And then, as if in sympathy with Phœbe’s whispered ejaculation, they heard Hepzibah’s voice more distinctly.
“Thank God, my brother, we are at home!”
“Well!—Yes!—thank God!” responded Clifford. “A dreary home, Hepzibah! But you have done well to bring me hither! Stay! That parlor door is open. I cannot pass by it! Let me go and rest me in the arbor, where I used,—oh, very long ago, it seems to me, after what has befallen us,—where I used to be so happy with little Phœbe!”
But the house was not altogether so dreary as Clifford imagined it. They had not made many steps,—in truth, they were lingering in the entry, with the listlessness of an accomplished purpose, uncertain what to do next,—when Phœbe ran to meet them. On beholding her, Hepzibah burst into tears. With all her might, she had staggered onward beneath the burden of grief and responsibility, until now that it was safe to fling it down. Indeed, she had not energy to fling it down, but had ceased to uphold it, and suffered it to press her to the earth. Clifford appeared the stronger of the two.
“It is our own little Phœbe!—Ah! and Holgrave with, her” exclaimed he, with a glance of keen and delicate insight, and a smile, beautiful, kind, but melancholy. “I thought of you both, as we came down the street, and beheld Alice’s Posies in full bloom. And so the flower of Eden has bloomed, likewise, in this old, darksome house to-day.”
XXI.
The Departure
The sudden death of so prominent a member of the social world as the Honorable Judge Jaffrey Pyncheon created a sensation (at least, in the circles more immediately connected with the deceased) which had hardly quite subsided in a fortnight.
It may be remarked, however, that, of all the events which constitute a person’s biography, there is scarcely one—none, certainly, of anything like a similar importance—to which the world so easily reconciles itself as to his death. In most other cases and contingencies, the individual is present among us, mixed up with the daily revolution of affairs, and affording a definite point for observation. At his decease, there is only a vacancy, and a momentary eddy,—very small, as compared with the apparent magnitude of the ingurgitated object,—and a bubble or two, ascending out of the black depth and bursting at the surface. As regarded Judge Pyncheon, it seemed probable, at first blush, that the mode of his final departure might give him a larger and longer posthumous vogue than ordinarily attends the memory of a distinguished man. But when it came to be understood, on the highest professional authority, that the event was a natural, and—except for some unimportant particulars, denoting a slight idiosyncrasy—by no means an unusual form of death, the public, with its customary alacrity, proceeded to forget that he had ever lived. In short, the honorable Judge was beginning to be a stale subject before half the country newspapers had found time to put their columns in mourning, and publish his exceedingly eulogistic obituary.

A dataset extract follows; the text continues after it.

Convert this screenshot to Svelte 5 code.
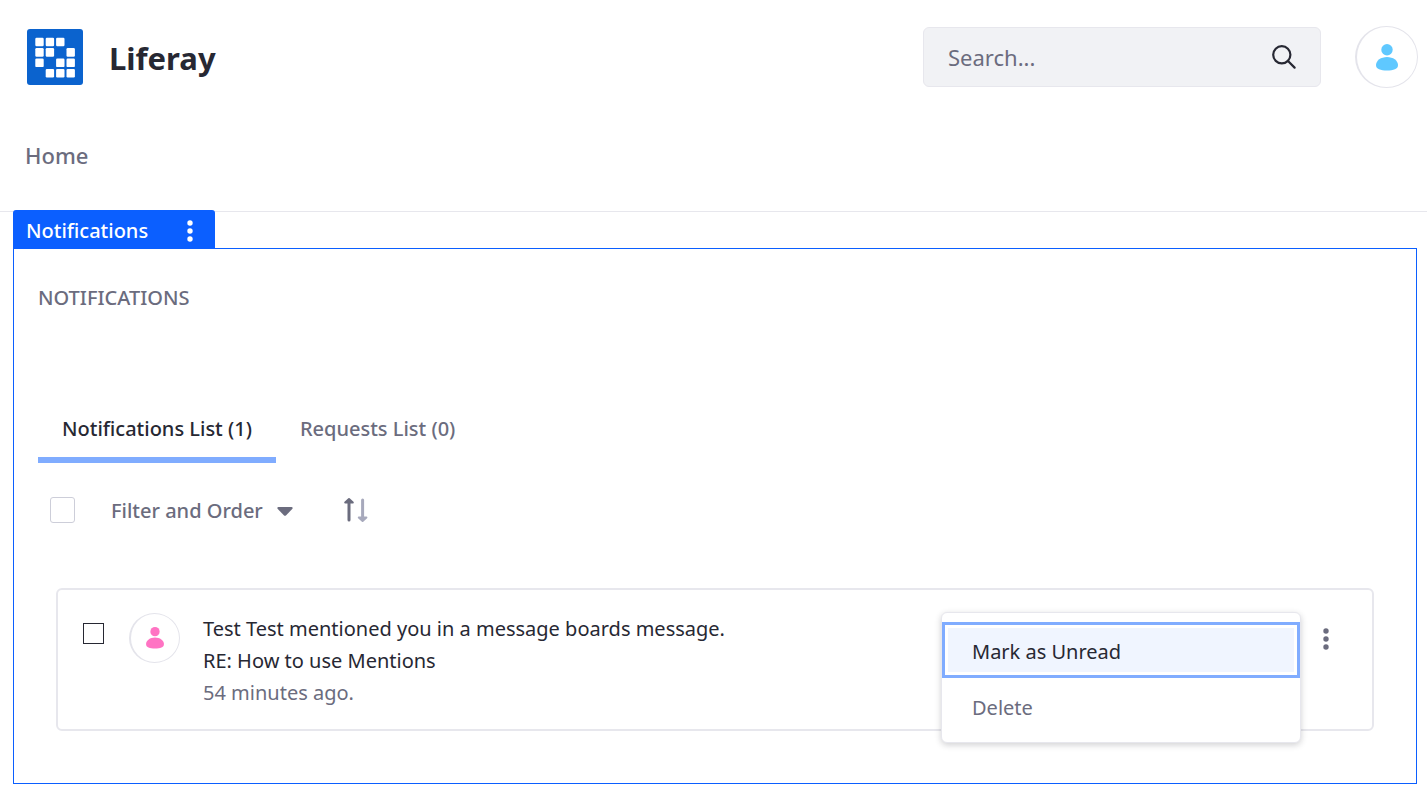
<script>
  const cells = [
    [0, 0], [1, 0], [2, 0],
    [0, 1], [1, 1], [3, 1],
    [0, 2], [2, 2], [3, 2],
    [1, 3], [2, 3], [3, 3]
  ];
  const tabs = ['Notifications List (1)', 'Requests List (0)'];
  let active = $state(0);
  let menuOpen = $state(true);
</script>

{#snippet dots()}
  <svg class="dots" viewBox="0 0 6 22" aria-hidden="true">
    <circle cx="3" cy="3" r="2.7" /><circle cx="3" cy="11" r="2.7" /><circle cx="3" cy="19" r="2.7" />
  </svg>
{/snippet}

{#snippet person()}
  <svg class="person" viewBox="0 0 22 27" aria-hidden="true">
    <circle cx="11" cy="5.7" r="5.7" />
    <path d="M11 13C17 13 22 16.6 22 21C22 25.2 17.5 26.5 11 26.5S0 25.2 0 21C0 16.6 5 13 11 13Z" />
  </svg>
{/snippet}

<header>
  <div class="top">
    <a class="brand" href="#home">
      <svg class="logo" viewBox="0 0 56 56" aria-hidden="true">
        <rect width="56" height="56" rx="3" fill="#0b63ce" />
        {#each cells as [x, y]}
          <rect x={8.3 + x * 10.4} y={8.7 + y * 10.4} width="8.4" height="8.6" rx="1.2" fill="#fff" />
        {/each}
      </svg>
      <span>Liferay</span>
    </a>
    <form class="search" role="search" onsubmit={(e) => e.preventDefault()}>
      <input type="text" placeholder="Search..." aria-label="Search" />
      <button type="submit" aria-label="Submit search">
        <svg viewBox="0 0 24 24" aria-hidden="true">
          <circle cx="9.8" cy="9.8" r="8.6" /><path d="M16 16L22.6 22.6" />
        </svg>
      </button>
    </form>
    <button class="avatar blue" aria-label="User menu">{@render person()}</button>
  </div>
  <nav><a href="#home">Home</a></nav>
</header>

<main>
  <div class="topper">
    <span>Notifications</span>
    <button aria-label="Portlet options">{@render dots()}</button>
  </div>
  <section class="portlet">
    <h2>NOTIFICATIONS</h2>
    <div class="tabs" role="tablist">
      {#each tabs as tab, i}
        <button role="tab" aria-selected={active === i} class:active={active === i} onclick={() => (active = i)}>{tab}</button>
      {/each}
    </div>
    <div class="toolbar">
      <input type="checkbox" aria-label="Select all" />
      <button class="filter">
        Filter and Order
        <svg viewBox="0 0 16 9" aria-hidden="true"><path d="M1.5 0H14.5Q16.4 .4 15.2 2L9.2 8.2Q8 9.4 6.8 8.2L.8 2Q-.4 .4 1.5 0Z" /></svg>
      </button>
      <button class="order" aria-label="Reverse order">
        <svg viewBox="0 0 26 26" stroke-linecap="round" stroke-linejoin="round" aria-hidden="true">
          <g stroke="#6b6c7e" fill="#6b6c7e"><path stroke-width="3" d="M6 23V5" /><path stroke-width="2" d="M2.2 5.6L6 2L9.8 5.6Z" /></g>
          <g stroke="#a7a9bc" fill="#a7a9bc"><path stroke-width="3" d="M19.6 3V21" /><path stroke-width="2" d="M15.8 20.4L19.6 24L23.4 20.4Z" /></g>
        </svg>
      </button>
    </div>
    <article class="card">
      <input type="checkbox" aria-label="Select notification" />
      <span class="avatar pink">{@render person()}</span>
      <div class="message">
        <a href="#message">Test Test mentioned you in a message boards message.</a>
        <a href="#message">RE: How to use Mentions</a>
        <time>54 minutes ago.</time>
      </div>
      <div class="actions">
        <button class="more" aria-label="Actions" aria-expanded={menuOpen} onclick={() => (menuOpen = !menuOpen)}>{@render dots()}</button>
        {#if menuOpen}
          <div class="menu" role="menu">
            <button class="focused" role="menuitem">Mark as Unread</button>
            <button role="menuitem">Delete</button>
          </div>
        {/if}
      </div>
    </article>
  </section>
</main>

<style>
  :global(body) {
    margin: 0;
    background: #fff;
    color: #272833;
    font: 20px/32px "Segoe UI", "Noto Sans", sans-serif;
  }
  :global(*) { box-sizing: border-box; }
  a { color: inherit; text-decoration: none; }
  button { padding: 0; border: 0; background: none; color: inherit; font: inherit; cursor: pointer; }
  input { margin: 0; font: inherit; }
  svg { display: block; flex: none; }

  header { border-bottom: 1px solid #e7e7ed; }
  .top { display: flex; align-items: center; padding: 26px 9px 0 27px; }
  .brand { display: flex; align-items: center; gap: 26px; margin-right: auto; font-size: 31px; font-weight: 700; line-height: 44px; }
  .brand span { padding-top: 2px; }
  .logo { width: 56px; height: 56px; }
  .search { display: flex; align-items: center; width: 398px; height: 60px; margin-right: 34px; padding: 0 24px; border: 1px solid #e7e7ed; border-radius: 6px; background: #f1f2f5; }
  .search input { flex: 1; min-width: 0; padding: 0; border: 0; outline: 0; background: none; color: #272833; font-size: 22px; }
  .search input::placeholder { color: #6b6c7e; opacity: 1; }
  .search svg { width: 24px; height: 24px; fill: none; stroke: #272833; stroke-width: 2.2; stroke-linecap: round; }
  .avatar { display: flex; flex: none; align-items: center; justify-content: center; border: 1px solid #e4e4eb; border-left-width: 2px; border-radius: 50%; background: #fff; }
  .blue { width: 63px; height: 62px; color: #5fc8ff; }
  .pink { width: 51px; height: 50px; color: #ff73c3; }
  .person { width: 22px; height: 27px; fill: currentColor; }
  .pink .person { width: 18px; height: 22px; }
  nav { padding: 51px 25px 40px; color: #6b6c7e; font-size: 22px; font-weight: 500; }

  main { margin: -2px 10px 25px 13px; }
  .topper { display: flex; align-items: center; justify-content: space-between; width: 202px; height: 38px; padding: 4px 22px 0 13px; border-radius: 3px 3px 0 0; background: #0b5fff; color: #fff; font-weight: 500; position: relative; }
  .dots { width: 6px; height: 22px; fill: currentColor; }
  .portlet { padding: 33px 24px 52px; border: 1px solid #0b5fff; }
  h2 { margin: 0; color: #6b6c7e; font-size: 20px; font-weight: 500; line-height: 32px; }
  .tabs { display: flex; margin-top: 83px; color: #6b6c7e; font-weight: 500; }
  .tabs button { padding: 16px 24px 12px; border-bottom: 6px solid transparent; font-weight: 500; }
  .tabs .active { border-color: #80acff; color: #272833; }
  .toolbar { display: flex; align-items: center; padding: 31px 12px 0; color: #6b6c7e; }
  input[type="checkbox"] { appearance: none; flex: none; background: #fff; }
  .toolbar input { width: 25px; height: 26px; border: 1px solid #cdced9; border-radius: 3px; }
  .filter { display: flex; align-items: center; gap: 14px; height: 32px; margin: 0 50px 0 36px; padding-top: 2px; font-weight: 500; }
  .filter svg { width: 16px; height: 9px; fill: #6b6c7e; }
  .order svg { width: 26px; height: 26px; }
  .card { display: flex; align-items: flex-start; margin: 62px 18px 0; padding: 23px 43px 20px 25px; border: 2px solid #e7e7ed; border-radius: 6px; }
  .card input { width: 21px; height: 21px; margin: 10px 25px 0 0; border: 1px solid #272833; }
  .message { display: flex; flex: 1; flex-direction: column; margin-left: 23px; }
  .message time { color: #6b6c7e; }
  .actions { position: relative; margin-top: 15px; }
  .more { display: block; color: #6b6c7e; }
  .menu { position: absolute; top: -16px; right: 28px; width: 360px; padding: 9px 0 8px; border: 1px solid #e7e7ed; border-radius: 6px; background: #fff; box-shadow: 0 2px 6px rgb(39 40 51 / 22%); color: #6b6c7e; }
  .menu button { display: block; width: 100%; height: 56px; padding: 3px 30px 0; text-align: left; }
  .menu .focused { outline: 3px solid #80acff; outline-offset: -3px; box-shadow: inset 0 0 0 6px #fff; background: #f0f5ff; color: #272833; }
</style>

Nevertheless, creeping darkly through the places which this excellent person had haunted in his lifetime, there was a hidden stream of private talk, such as it would have shocked all decency to speak loudly at the street-corners. It is very singular, how the fact of a man’s death often seems to give people a truer idea of his character, whether for good or evil, than they have ever possessed while he was living and acting among them. Death is so genuine a fact that it excludes falsehood, or betrays its emptiness; it is a touchstone that proves the gold, and dishonors the baser metal. Could the departed, whoever he may be, return in a week after his decease, he would almost invariably find himself at a higher or lower point than he had formerly occupied, on the scale of public appreciation. But the talk, or scandal, to which we now allude, had reference to matters of no less old a date than the supposed murder, thirty or forty years ago, of the late Judge Pyncheon’s uncle. The medical opinion with regard to his own recent and regretted decease had almost entirely obviated the idea that a murder was committed in the former case. Yet, as the record showed, there were circumstances irrefragably indicating that some person had gained access to old Jaffrey Pyncheon’s private apartments, at or near the moment of his death. His desk and private drawers, in a room contiguous to his bedchamber, had been ransacked; money and valuable articles were missing; there was a bloody hand-print on the old man’s linen; and, by a powerfully welded chain of deductive evidence, the guilt of the robbery and apparent murder had been fixed on Clifford, then residing with his uncle in the House of the Seven Gables.
Whencesoever originating, there now arose a theory that undertook so to account for these circumstances as to exclude the idea of Clifford’s agency. Many persons affirmed that the history and elucidation of the facts, long so mysterious, had been obtained by the daguerreotypist from one of those mesmerical seers who, nowadays, so strangely perplex the aspect of human affairs, and put everybody’s natural vision to the blush, by the marvels which they see with their eyes shut.